A lot less famously, we Canadian-Americans who own Bellevue were getting hit by the country’s other notorious tax:  the impôt de solidarité sur la fortune, or the ISF.  France is unusual in the way it levies this annual wealth tax on all French assets above a certain threshold – and what luck!  Ours had just blossomed magnificently.  We’d become the latest targets in Mr Hollande’s grand attempt to chase taxpayers out of the country.

This man circumnavigated the system by becoming a Belgian tax resident – and then a Russian citizen.  Photo: Wikimedia Commons
This man circumnavigated the system by becoming a Belgian tax resident – and then a Russian citizen. Photo: Wikimedia Commons

It is bad manners in France, I know, to discuss all matters of finance, so I’ll pass over the detail.  But I forge ahead because the story is, at the least, instructive in the French art of flexibilité.

We had 30 days to reply to the French Government’s letter.  This period conveniently spanned seven days of Hanukkah, Christmas Eve, Christmas Day, Kwanzaa, Boxing Day, New Year’s Eve, New Year’s Day and Epiphany – not to mention Human Rights Day, which fell curiously on the day we received the winning letter.  These holidays, and the weeks connecting them, were all perfectly good reasons for anyone who could possibly help us, to not be in the office.

If, after these fixed 30 days, the government received no response from us, Bellevue’s new valuation stood.  Our tax payment – what we’d owe the government each year – would go up to something like the price of a typical American home.

Philippe vowed to sell Bellevue.  I pleaded that we find help, preferably from someone who didn’t observe Christmas, Hanukkah, Kwanzaa or the New Year.  Our holidays passed on the western side of the Atlantic with a decent bit of unspoken angst, at least on my part.

Three days into the new year, actor Gérard Depardieu returned to the headlines.  He became a Russian citizen.  The sub-headlines mentioned the beauty of Russia’s 13% flat tax.

The very next day, with our 30-day response deadline looming, there was an email from our newfound savior, Jean-G.

Having secured a 30-day extension from the government, our new French tax accountant outlined the next steps.  He was busily amassing details of comparable house sales, thanks to a study he commissioned by a certified appraiser with a double-barreled surname.  Her credentials were amazing, as was the hyphen.  What’s more, she was – how shall we say? –personally connected to all the right people.

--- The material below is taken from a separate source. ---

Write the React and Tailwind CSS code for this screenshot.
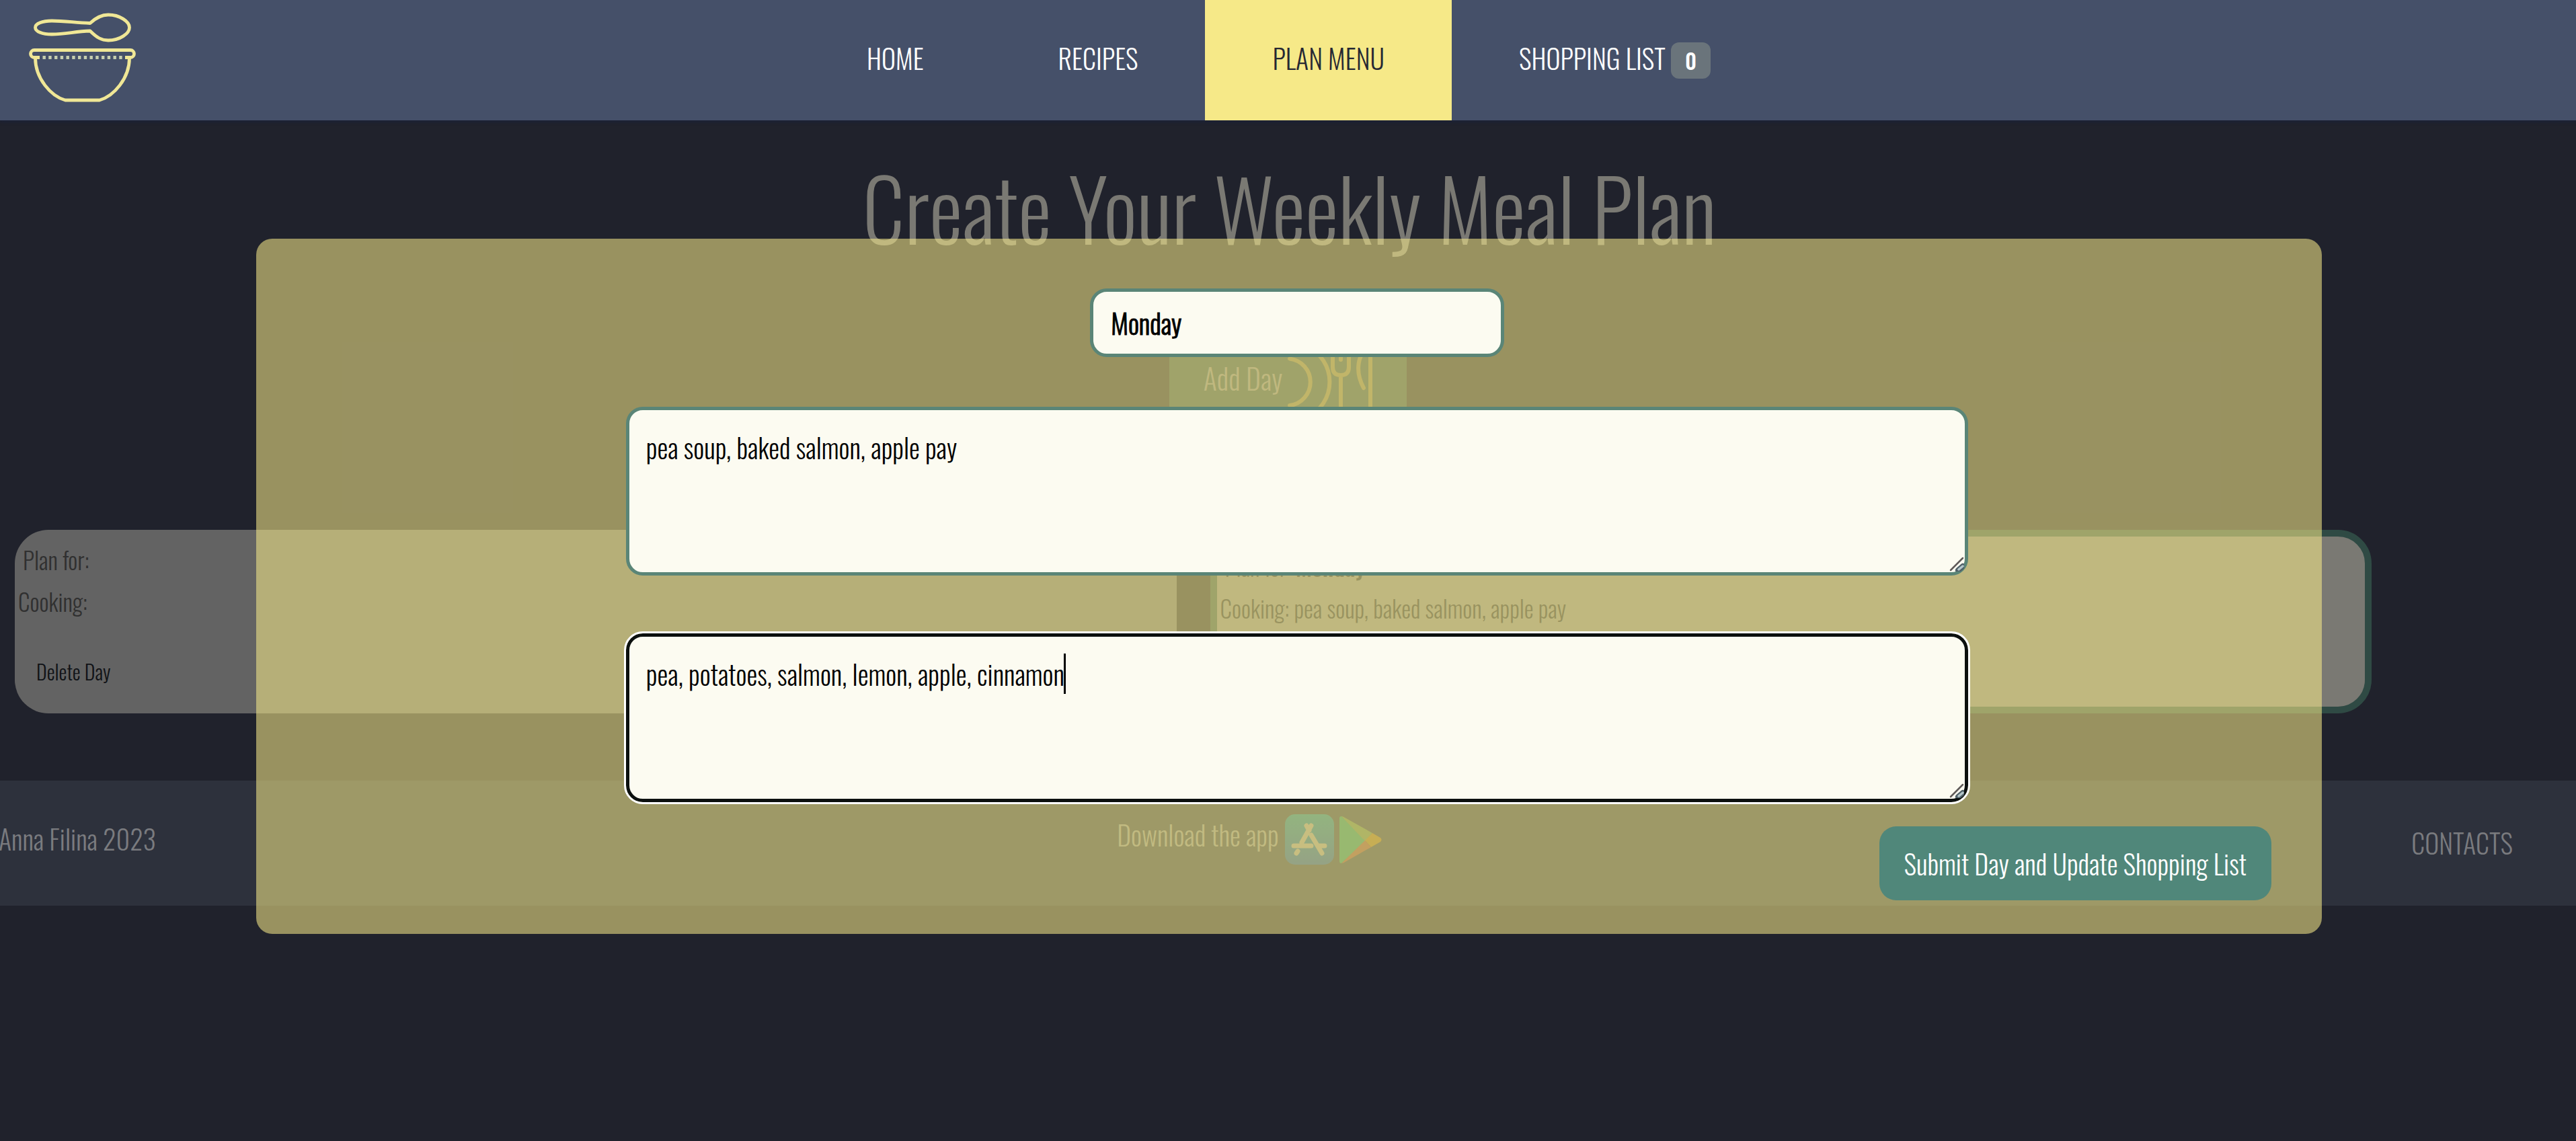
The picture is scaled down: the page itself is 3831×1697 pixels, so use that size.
function BowlLogo() {
  return (
    <svg width="164" height="140" viewBox="40 16 164 140" fill="none" stroke="#f0e796" strokeWidth="4.8" strokeLinejoin="round" aria-hidden="true">
      <path d="M134 34.5C144 25 152 22 161 22C178 22 192.500 32 192.500 41C192.500 50 178 60 161 60C151 60 144 56 134 46C112 46.500 98 51 77 51C63 51 52.500 47 52.500 41C52.500 35 63 31 77 31C98 31 112 34 134 34.500Z" />
      <path d="M59 85.500H51A5.500 5.500 0 0 1 51 74.500H194A5.500 5.500 0 0 1 194 85.500H186" />
      <path d="M52.500 86C52.500 117 76 143 97 149H148C169 143 192.500 117 192.500 86" />
      <path d="M63.500 85.500H183" stroke="#c6ceb0" strokeDasharray="4.400 4.350" />
    </svg>
  );
}

function TablewareIcon() {
  return (
    <svg width="126" height="126" viewBox="0 0 126 126" fill="none" stroke="#7d7140" strokeWidth="6" strokeLinecap="round" aria-hidden="true">
      <path d="M3 28.500A35 35 0 0 1 3 98" />
      <path d="M28 10A58 58 0 0 1 28 116" />
      <path d="M67 10V41Q67 53 79 53Q91 53 91 41V10M79 10V30M79 53V116" />
      <path d="M123 116V10C103 20 100 48 113 72" />
    </svg>
  );
}

function AppStoreIcon() {
  return (
    <svg width="73" height="75" viewBox="0 0 73 75" aria-hidden="true">
      <defs>
        <linearGradient id="store" x1="0" y1="0" x2="0" y2="1">
          <stop offset="0" stopColor="#136f74" />
          <stop offset="1" stopColor="#194680" />
        </linearGradient>
      </defs>
      <rect width="73" height="75" rx="15" fill="url(#store)" />
      <g stroke="#8d8676" strokeWidth="7" strokeLinecap="round">
        <path d="M39 17L25 42M32 17L36 24M39 31L55 58M13 47H39M51 47H59M19 55L17 58" />
      </g>
    </svg>
  );
}

function PlayStoreIcon() {
  return (
    <svg width="64" height="70" viewBox="0 0 64 70" aria-hidden="true">
      <path d="M0 3Q0 0 3 0L41 35L3 70Q0 70 0 67Z" fill="#1f7a50" />
      <path d="M3 0Q5 0 8 2L49 25L38 37Z" fill="#56703a" />
      <path d="M49 25L61 32Q64 35 61 38L47 46L38 36Z" fill="#8a6012" />
      <path d="M38 36L47 46L10 67Q6 70 3 70Z" fill="#80402c" />
    </svg>
  );
}

function ResizeGrip() {
  return (
    <svg className="absolute right-[6px] bottom-[6px]" width="25" height="25" viewBox="0 0 25 25" strokeLinecap="round" aria-hidden="true">
      <path d="M5 23L23 5" stroke="#5f5a58" strokeWidth="2.500" />
      <path d="M16 23L23 17" stroke="#4f6068" strokeWidth="8" />
      <path d="M17 22L23 17" stroke="#b4c6ca" strokeWidth="3.500" />
    </svg>
  );
}

const navItems = [{ label: "HOME" }, { label: "RECIPES" }, { label: "PLAN MENU", active: true }, { label: "SHOPPING LIST", count: 0 }];

function DayCard({ day, meals, className }) {
  return (
    <article className={"rounded-[50px] px-1 pt-[18px] text-[35px] leading-[52px] " + className}>
      <p className="mb-[10px] pl-2">
        Plan for: {day && <span className="font-medium">{day}</span>}
      </p>
      <p className="pl-[1px]">Cooking: {meals}</p>
      <button type="button" className="mt-[57px] ml-7 block text-[30px] leading-[44px] text-[#101216]">
        Delete Day
      </button>
    </article>
  );
}

export default function App() {
  return (
    <div className="relative min-h-screen overflow-hidden bg-[#20222c] font-['Oswald',sans-serif] text-[40px] leading-[60px] font-light">
      <header className="relative h-[179px] bg-[#455069] shadow-[0_2px_5px_#1a2138]">
        <a href="#home" aria-label="Home page" className="absolute top-4 left-10">
          <BowlLogo />
        </a>
        <nav className="h-full pl-[2px]">
          <ul className="flex h-full justify-center">
            {navItems.map((item) => (
              <li key={item.label}>
                <a
                  href="#menu"
                  className={"block h-full px-[100px] pt-14 whitespace-nowrap " + (item.active ? "bg-[#f6e988] text-[#262833]" : "text-white")}
                >
                  {item.label}
                  {item.count !== undefined && (
                    <>
                      {" "}
                      <span className="inline-block rounded-[12px] bg-[#6a747b] px-[21px] py-[11px] text-[32px] leading-none font-medium">{item.count}</span>
                    </>
                  )}
                </a>
              </li>
            ))}
          </ul>
        </nav>
      </header>

      <main>
        <h1 className="pt-[54px] pl-[4px] text-center text-[125px] leading-[150px] text-[#7a7973]">Create Your Weekly Meal Plan</h1>
        <button type="button" className="mx-auto mt-[117px] flex h-[136px] items-center gap-2 bg-[#324844] px-[51px] text-[42px] text-[#7a7973]">
          <span className="pb-3">Add Day</span>
          <TablewareIcon />
        </button>
        <section aria-label="Planned days" className="mt-[152px] grid h-[273px] grid-cols-2 gap-[50px] pr-[304px] pl-[22px]">
          <DayCard className="bg-[#636363] text-[#303030]" />
          <DayCard day="Monday" meals="pea soup, baked salmon, apple pay" className="border-[10px] border-[#2f4a44] bg-[#7a7973] text-[#22232c]" />
        </section>
      </main>

      <footer className="mt-[100px] grid h-[186px] grid-cols-[1fr_auto_1fr] items-start bg-[#2d313c] pr-[94px] text-[#7a7b7f]">
        <p className="-ml-[2px] pt-14">Anna Filina 2023</p>
        <div className="mr-5 flex pt-[50px] text-[#7d7d77]">
          <span className="mr-[9px]">Download the app</span>
          <span className="mr-2">
            <AppStoreIcon />
          </span>
          <span className="pt-[3px]">
            <PlayStoreIcon />
          </span>
        </div>
        <a href="#contacts" className="justify-self-end pt-[62px]">
          CONTACTS
        </a>
      </footer>

      <form
        role="dialog"
        aria-label="Plan a day"
        className="absolute top-[355px] right-[378px] left-[381px] flex flex-col items-center rounded-[24px] bg-[rgba(247,233,137,0.565)] pt-[74px] pb-[50px] pl-6"
      >
        <input
          aria-label="Day"
          type="text"
          defaultValue="Monday"
          className="h-[102px] w-[20.2%] rounded-[25px] border-[5px] border-[#5a8577] bg-[#fcfbf1] px-[26px] text-black [-webkit-text-stroke:1px_black]"
        />
        <div className="relative mt-[74px] w-[65.5%]">
          <textarea
            aria-label="Meals"
            defaultValue="pea soup, baked salmon, apple pay"
            className="block h-[251px] w-full resize-none rounded-[25px] border-[5px] border-[#5a8577] bg-[#fcfbf1] p-[25px] text-black"
          />
          <ResizeGrip />
        </div>
        <div className="relative mt-[86px] w-[65.5%]">
          <textarea
            aria-label="Ingredients"
            defaultValue="pea, potatoes, salmon, lemon, apple, cinnamon"
            className="block h-[251px] w-full resize-none rounded-[25px] border-[5px] border-[#0c100f] bg-[#fcfbf1] p-[25px] text-black outline-[3px] outline-white outline-solid"
          />
          <span className="absolute top-[30px] left-[651px] h-[60px] w-[3px] bg-black" />
          <ResizeGrip />
        </div>
        <button type="submit" className="mt-9 mr-[75px] self-end rounded-[25px] bg-[#50877a] px-[37px] py-[25px] text-white">
          Submit Day and Update Shopping List
        </button>
      </form>
    </div>
  );
}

Jean-G outlined the process.  We’d debate Bellevue’s valuation with the administration, heading up the ranks as need be.  If we still weren’t satisfied at the top, we’d hire a lawyer and take the issue to court.

Thanks to our new tax accountant’s instruction, we were expecting the next registered envelope that arrived in Toronto.  On February 20, we learned that Mr Hollande’s team was revising our taxes retrospectively.  Bellevue’s extravagant new valuation would apply not just for 2011, but for 2010 and 2009, too.  Again, there was no trace of confetti.

Three days later Gérard Depardieu became an official Russian resident, thereby establishing a new way to escape France’s hefty taxes.  The actor’s new permanent address?  1 Democracy Street.

Meanwhile Jean-G beavered away, negotiating our way up the chain of administrative command.  He tested every avenue for the best result, including the possibility (which he went on to prove) that the government had overestimated Bellevue’s floor space – and therefore our tax base – by more than 50 square meters.  All the while, our case escalated.

One day, Philippe was talking business on the phone with his buddy Matthieu, a banker in Paris.  My husband mentioned our ordeal.  Soon, he said, he was coming to Matthieu’s native land to meet with the Directeur Général of the Côte d’Azur’s ISF bureaucracy.  This guy was basically the top dog before we brought our case before a judge.

The Parisian banker gave it to Philippe straight.  We had only one hope in succeeding, he said.  Philippe had to lay on his Quebecois accent good and thick.

Matthieu’s tactic had to be right.  That long-lost-cousin trick already has come in handy in countless important negotiations here in the south of France – like when we’d forged an agreement with the city’s garbage collectors to start picking up our trash.

And then the big day arrived.  On April 2, at 2:00 p.m. precisely, the industrious Jean-G swung into the administrative commission in Nice.  His hair was disheveled, as if he’d never found time to comb it; his stocky body was pumped, fidgety even.  In his hand was a thick portfolio of research, and at Jean-G’s side was the full-throttle Quebecker Philippe.  The two men took seats in the Directeur Général’s office, a utilitarian space surrounded by neat rows of dossiers packed into towering bookshelves.

They presented Bellevue’s case to the skeletal, regional head of the ISF.  There were concrete facts.  There were interpolated figures.  There was discussion.  There were shrugs.  There were concessions.  There was more discussion.  There were more shrugs.  Finally, when the gap between the government and private valuations seemed irreconcilable, Jean-G submitted the ample dossier of valuation research collected by our certified appraiser with the fancy surname and connections.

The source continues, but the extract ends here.